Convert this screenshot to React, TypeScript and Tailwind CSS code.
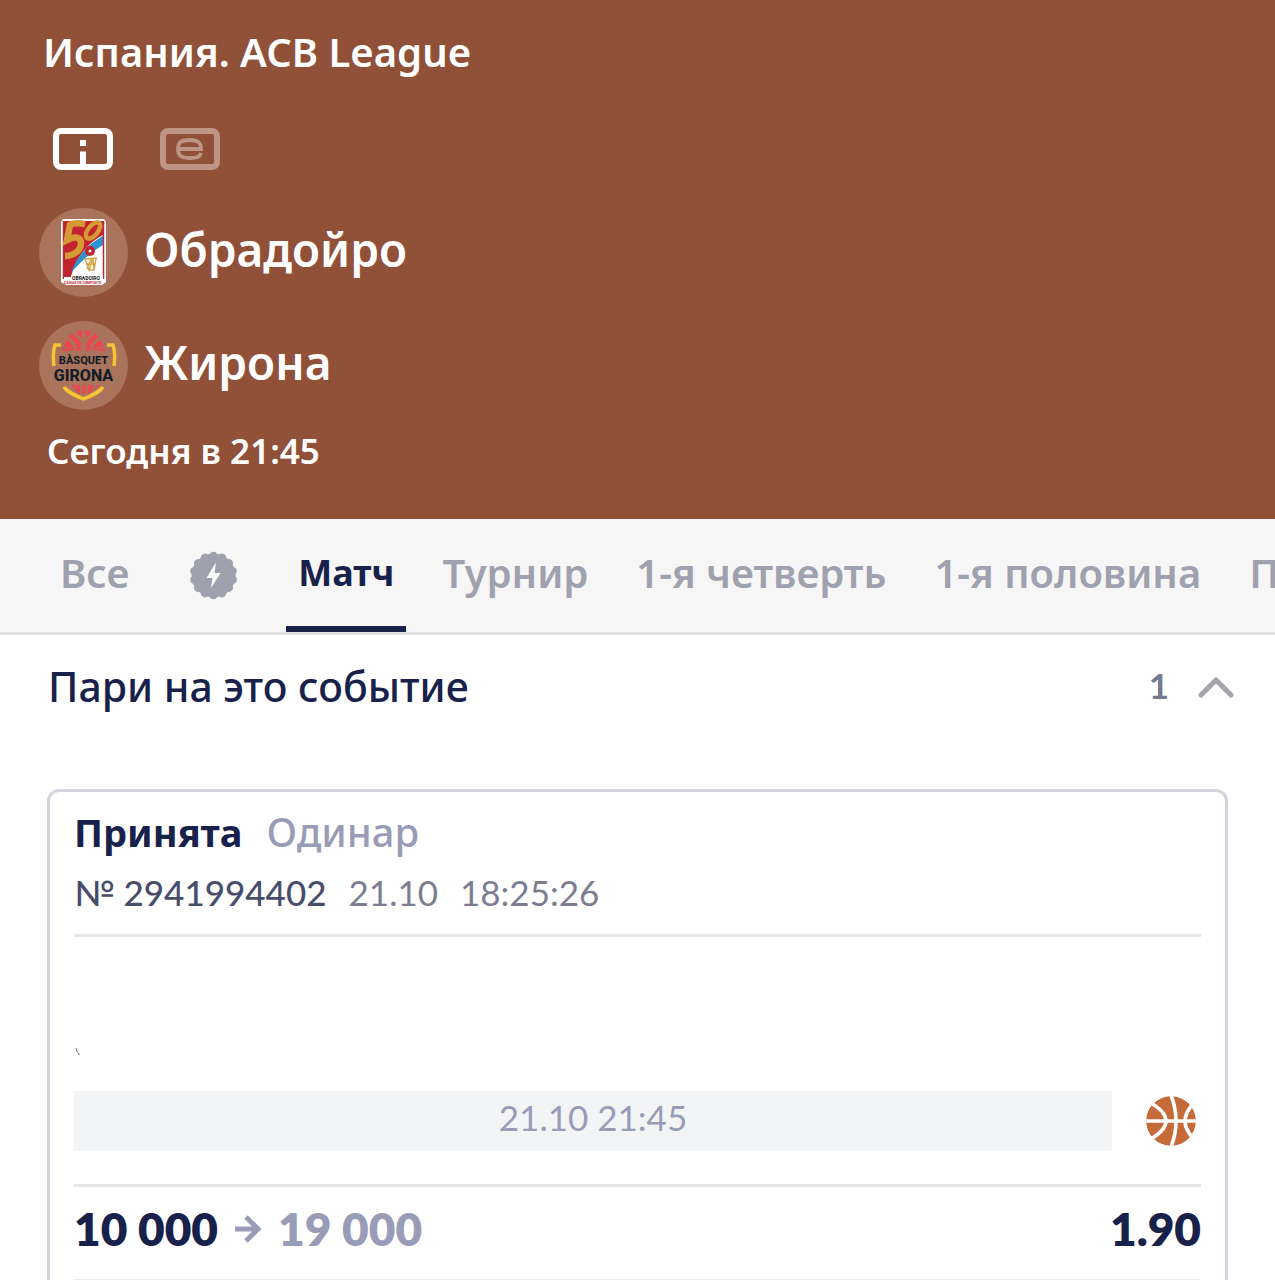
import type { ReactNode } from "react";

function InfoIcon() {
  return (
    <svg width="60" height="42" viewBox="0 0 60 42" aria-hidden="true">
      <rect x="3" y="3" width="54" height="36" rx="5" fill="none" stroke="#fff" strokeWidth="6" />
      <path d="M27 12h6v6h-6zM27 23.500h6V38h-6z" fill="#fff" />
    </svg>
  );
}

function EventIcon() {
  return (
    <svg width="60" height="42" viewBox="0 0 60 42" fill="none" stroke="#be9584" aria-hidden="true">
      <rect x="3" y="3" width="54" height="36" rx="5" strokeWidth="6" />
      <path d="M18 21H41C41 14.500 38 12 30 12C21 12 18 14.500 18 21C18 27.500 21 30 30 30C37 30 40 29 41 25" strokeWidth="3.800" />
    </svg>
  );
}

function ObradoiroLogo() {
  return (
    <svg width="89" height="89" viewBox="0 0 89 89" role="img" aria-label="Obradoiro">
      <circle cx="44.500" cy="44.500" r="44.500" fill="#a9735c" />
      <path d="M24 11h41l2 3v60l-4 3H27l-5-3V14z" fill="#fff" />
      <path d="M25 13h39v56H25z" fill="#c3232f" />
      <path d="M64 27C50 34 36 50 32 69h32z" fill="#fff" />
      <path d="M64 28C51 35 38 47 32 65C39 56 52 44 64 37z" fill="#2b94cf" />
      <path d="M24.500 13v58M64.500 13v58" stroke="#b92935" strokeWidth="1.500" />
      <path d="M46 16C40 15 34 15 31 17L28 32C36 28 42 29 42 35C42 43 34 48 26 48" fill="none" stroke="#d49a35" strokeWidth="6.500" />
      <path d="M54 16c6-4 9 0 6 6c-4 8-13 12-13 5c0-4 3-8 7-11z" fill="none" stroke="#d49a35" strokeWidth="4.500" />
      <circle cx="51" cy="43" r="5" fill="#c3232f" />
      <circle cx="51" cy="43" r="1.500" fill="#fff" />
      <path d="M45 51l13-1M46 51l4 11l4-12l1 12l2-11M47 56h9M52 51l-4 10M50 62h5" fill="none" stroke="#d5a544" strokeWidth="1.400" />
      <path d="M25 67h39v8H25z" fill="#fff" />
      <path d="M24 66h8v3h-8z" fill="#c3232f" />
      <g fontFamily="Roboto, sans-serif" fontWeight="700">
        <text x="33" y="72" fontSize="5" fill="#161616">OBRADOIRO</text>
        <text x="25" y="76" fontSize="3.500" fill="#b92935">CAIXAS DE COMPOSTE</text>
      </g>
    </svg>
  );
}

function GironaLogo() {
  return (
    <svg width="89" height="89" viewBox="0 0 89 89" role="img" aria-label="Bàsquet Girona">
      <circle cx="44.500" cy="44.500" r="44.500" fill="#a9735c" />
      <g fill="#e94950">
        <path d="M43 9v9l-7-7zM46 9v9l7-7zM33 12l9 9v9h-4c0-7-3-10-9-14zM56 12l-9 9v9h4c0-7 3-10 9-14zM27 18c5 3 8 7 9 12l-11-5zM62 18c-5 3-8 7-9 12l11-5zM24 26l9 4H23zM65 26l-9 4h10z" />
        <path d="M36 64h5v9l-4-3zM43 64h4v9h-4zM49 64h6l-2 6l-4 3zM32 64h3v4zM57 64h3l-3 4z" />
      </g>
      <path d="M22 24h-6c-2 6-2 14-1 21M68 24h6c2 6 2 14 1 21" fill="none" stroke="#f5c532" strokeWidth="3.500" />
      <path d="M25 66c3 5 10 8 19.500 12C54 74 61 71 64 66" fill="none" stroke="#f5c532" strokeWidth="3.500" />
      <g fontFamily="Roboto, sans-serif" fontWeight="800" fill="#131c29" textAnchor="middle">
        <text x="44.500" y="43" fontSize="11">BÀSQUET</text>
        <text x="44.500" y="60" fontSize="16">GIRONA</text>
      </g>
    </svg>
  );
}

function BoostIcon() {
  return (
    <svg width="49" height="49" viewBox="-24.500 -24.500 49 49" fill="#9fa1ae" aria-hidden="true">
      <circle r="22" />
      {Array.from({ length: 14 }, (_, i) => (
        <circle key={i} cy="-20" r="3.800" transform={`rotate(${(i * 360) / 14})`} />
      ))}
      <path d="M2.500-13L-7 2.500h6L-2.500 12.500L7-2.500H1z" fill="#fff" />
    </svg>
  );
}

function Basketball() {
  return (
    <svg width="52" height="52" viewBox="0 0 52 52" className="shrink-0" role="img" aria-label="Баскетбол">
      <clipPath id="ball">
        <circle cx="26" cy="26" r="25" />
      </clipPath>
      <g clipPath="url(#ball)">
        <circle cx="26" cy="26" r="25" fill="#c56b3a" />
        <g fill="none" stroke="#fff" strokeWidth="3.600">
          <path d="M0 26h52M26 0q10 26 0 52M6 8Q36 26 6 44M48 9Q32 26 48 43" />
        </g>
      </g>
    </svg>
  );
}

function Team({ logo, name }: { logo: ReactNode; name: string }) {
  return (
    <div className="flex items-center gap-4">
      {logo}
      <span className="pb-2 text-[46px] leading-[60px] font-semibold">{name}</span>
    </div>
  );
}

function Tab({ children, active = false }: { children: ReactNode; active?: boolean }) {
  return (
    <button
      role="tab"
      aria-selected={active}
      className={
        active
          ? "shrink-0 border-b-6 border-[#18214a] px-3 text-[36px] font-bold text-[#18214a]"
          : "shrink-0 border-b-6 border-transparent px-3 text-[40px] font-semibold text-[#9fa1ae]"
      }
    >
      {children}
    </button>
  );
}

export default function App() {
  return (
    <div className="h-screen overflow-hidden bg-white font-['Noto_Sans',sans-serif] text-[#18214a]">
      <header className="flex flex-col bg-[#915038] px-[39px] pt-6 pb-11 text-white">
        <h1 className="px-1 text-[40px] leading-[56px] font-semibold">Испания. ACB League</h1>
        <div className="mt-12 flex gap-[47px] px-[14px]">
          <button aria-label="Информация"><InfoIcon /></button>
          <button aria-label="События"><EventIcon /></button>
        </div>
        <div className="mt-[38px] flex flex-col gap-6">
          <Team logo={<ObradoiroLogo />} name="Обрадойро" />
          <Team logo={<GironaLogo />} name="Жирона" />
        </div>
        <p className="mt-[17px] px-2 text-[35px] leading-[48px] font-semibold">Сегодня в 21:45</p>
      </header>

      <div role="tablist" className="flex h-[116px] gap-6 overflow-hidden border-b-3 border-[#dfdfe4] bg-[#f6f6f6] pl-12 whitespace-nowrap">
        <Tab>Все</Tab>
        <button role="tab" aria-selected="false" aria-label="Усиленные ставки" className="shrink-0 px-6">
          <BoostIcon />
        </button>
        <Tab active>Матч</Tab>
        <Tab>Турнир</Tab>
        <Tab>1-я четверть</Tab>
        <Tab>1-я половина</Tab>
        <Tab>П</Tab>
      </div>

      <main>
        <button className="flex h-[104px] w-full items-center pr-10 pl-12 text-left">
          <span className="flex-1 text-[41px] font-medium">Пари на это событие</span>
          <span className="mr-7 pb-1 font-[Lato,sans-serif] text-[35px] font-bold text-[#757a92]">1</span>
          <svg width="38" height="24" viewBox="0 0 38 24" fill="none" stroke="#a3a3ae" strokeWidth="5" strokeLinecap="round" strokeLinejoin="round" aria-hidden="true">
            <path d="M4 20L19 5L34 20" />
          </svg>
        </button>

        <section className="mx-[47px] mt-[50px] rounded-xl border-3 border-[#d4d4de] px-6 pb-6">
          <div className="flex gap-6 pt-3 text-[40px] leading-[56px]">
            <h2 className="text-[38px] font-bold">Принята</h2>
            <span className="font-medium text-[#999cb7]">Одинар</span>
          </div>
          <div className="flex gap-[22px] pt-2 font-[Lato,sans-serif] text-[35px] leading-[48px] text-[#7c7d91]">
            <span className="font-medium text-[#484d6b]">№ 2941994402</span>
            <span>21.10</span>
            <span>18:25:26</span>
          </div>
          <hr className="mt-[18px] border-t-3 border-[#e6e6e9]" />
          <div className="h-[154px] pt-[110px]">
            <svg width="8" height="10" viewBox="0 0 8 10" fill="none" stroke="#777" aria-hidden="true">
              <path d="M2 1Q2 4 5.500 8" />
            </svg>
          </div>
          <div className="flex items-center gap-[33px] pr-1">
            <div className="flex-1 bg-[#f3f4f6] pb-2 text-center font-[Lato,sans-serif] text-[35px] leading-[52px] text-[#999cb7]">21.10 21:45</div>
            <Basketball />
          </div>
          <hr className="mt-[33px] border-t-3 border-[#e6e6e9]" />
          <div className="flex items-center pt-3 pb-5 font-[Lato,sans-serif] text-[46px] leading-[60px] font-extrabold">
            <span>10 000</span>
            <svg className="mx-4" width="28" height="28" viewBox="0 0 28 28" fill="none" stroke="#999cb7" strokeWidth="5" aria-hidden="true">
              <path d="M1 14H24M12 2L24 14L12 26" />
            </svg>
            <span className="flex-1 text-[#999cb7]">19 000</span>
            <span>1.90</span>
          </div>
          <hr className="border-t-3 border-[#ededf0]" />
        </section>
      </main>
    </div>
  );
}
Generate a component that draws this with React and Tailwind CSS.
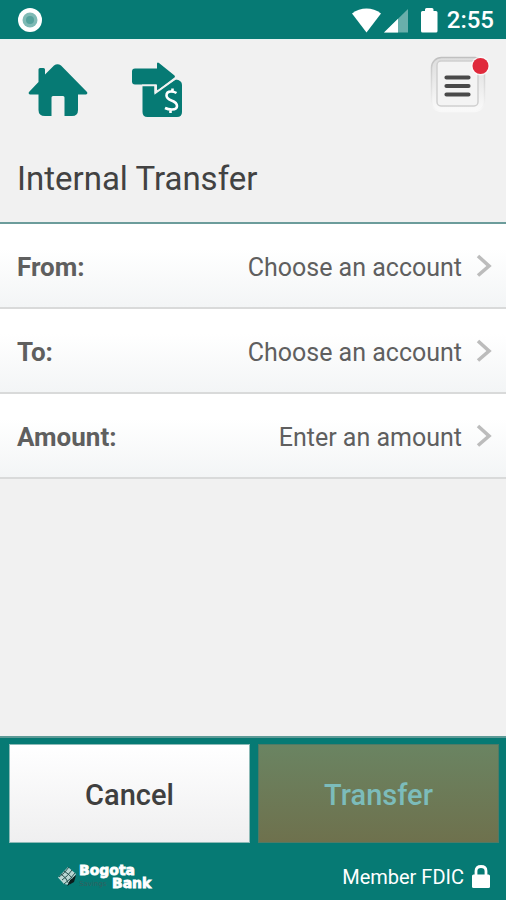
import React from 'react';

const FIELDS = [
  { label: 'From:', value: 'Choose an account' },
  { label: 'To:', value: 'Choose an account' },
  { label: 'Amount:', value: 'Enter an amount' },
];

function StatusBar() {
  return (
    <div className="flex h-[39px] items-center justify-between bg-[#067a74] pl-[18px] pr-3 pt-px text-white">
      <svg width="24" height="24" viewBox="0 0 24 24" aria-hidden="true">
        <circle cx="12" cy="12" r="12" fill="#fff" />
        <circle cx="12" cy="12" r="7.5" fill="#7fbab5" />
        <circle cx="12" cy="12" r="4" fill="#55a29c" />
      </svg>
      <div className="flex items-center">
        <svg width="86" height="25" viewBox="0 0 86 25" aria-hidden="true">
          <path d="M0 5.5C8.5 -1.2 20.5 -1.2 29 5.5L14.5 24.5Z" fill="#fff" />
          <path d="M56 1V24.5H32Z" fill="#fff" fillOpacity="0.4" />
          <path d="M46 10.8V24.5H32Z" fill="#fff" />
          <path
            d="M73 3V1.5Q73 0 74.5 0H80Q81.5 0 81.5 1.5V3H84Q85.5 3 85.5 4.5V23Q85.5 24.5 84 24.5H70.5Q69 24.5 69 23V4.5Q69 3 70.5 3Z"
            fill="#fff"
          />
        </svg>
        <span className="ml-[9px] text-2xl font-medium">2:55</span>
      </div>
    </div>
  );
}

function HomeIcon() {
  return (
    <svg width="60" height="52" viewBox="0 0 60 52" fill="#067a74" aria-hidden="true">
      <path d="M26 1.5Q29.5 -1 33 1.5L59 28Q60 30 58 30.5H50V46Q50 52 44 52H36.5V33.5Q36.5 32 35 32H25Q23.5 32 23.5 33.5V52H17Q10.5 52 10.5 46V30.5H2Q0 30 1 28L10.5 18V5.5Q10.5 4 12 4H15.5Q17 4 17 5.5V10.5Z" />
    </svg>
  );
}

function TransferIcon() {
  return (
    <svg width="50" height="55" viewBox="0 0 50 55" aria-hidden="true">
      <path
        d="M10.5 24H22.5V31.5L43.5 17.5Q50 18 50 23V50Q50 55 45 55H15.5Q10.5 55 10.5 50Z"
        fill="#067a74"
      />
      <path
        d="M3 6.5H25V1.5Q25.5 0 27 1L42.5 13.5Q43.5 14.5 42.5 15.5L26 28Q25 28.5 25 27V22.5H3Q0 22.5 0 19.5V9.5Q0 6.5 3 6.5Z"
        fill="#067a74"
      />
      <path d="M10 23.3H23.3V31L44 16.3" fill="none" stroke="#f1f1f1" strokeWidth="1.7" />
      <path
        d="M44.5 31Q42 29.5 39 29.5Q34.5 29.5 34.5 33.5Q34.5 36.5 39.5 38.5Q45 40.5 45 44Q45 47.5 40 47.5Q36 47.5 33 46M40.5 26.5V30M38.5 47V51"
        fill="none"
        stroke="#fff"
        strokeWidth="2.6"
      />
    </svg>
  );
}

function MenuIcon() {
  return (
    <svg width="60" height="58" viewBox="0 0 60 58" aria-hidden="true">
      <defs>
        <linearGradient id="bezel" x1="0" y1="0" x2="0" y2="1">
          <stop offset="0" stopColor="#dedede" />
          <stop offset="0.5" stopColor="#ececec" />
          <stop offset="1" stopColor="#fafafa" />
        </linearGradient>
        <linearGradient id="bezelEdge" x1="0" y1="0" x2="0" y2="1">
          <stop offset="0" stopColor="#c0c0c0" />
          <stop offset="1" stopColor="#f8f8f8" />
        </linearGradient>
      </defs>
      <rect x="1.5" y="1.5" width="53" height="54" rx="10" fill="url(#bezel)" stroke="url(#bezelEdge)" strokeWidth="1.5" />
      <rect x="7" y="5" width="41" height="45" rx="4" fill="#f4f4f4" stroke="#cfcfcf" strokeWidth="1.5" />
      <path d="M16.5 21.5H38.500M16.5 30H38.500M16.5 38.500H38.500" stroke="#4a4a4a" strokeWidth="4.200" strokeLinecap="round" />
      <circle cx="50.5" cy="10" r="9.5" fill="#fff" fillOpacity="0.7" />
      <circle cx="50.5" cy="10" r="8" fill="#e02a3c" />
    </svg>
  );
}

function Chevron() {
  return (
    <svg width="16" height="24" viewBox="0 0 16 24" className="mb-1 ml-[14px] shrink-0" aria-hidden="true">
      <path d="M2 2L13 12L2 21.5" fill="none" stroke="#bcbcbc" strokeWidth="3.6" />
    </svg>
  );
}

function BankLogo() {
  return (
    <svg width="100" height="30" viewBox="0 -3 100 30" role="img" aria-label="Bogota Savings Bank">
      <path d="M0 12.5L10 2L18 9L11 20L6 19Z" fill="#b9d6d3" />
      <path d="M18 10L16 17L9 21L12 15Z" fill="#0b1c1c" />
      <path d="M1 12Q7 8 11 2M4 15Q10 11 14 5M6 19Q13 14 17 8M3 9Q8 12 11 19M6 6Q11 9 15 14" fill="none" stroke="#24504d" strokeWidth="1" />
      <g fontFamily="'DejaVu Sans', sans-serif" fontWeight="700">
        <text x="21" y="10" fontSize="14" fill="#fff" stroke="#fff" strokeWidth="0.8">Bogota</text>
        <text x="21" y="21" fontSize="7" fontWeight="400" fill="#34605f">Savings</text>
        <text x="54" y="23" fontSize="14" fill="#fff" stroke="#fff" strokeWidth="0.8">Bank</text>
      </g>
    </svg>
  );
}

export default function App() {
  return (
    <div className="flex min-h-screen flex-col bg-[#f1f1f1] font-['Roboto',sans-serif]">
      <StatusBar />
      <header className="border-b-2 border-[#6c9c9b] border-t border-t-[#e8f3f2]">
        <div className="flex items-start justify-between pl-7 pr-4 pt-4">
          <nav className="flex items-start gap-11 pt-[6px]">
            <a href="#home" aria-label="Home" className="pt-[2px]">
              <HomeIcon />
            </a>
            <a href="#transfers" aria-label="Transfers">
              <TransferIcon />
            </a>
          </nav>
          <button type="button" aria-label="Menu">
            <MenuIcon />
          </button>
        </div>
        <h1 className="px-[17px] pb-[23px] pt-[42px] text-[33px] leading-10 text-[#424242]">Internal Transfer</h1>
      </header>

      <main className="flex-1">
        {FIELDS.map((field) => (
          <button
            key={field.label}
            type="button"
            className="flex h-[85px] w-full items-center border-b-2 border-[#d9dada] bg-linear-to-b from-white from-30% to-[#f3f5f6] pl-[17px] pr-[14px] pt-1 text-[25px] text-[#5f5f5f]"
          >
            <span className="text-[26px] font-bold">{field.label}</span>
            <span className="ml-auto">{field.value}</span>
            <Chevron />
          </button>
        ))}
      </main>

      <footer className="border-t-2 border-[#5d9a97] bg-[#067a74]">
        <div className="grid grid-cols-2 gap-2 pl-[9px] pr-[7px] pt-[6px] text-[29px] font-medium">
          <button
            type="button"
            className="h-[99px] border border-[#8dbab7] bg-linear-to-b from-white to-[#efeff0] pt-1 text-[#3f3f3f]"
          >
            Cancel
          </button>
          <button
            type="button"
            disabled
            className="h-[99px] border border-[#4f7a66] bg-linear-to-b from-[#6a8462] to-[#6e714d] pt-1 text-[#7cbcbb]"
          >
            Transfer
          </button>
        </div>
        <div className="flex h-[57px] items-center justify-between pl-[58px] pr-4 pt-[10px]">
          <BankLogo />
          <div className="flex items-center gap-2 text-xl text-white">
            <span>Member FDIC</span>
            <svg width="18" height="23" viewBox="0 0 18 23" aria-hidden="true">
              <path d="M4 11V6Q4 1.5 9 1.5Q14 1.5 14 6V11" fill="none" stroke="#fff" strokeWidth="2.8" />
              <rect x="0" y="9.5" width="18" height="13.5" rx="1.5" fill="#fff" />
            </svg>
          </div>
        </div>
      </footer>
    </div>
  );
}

________________

**GIVEN INSTRUCTION:** Give every line of the material that includes the string "this".

**PROBLEM SOLUTION:**
Convert this screenshot to React, TypeScript and Tailwind CSS code.
Generate a component that draws this with React and Tailwind CSS.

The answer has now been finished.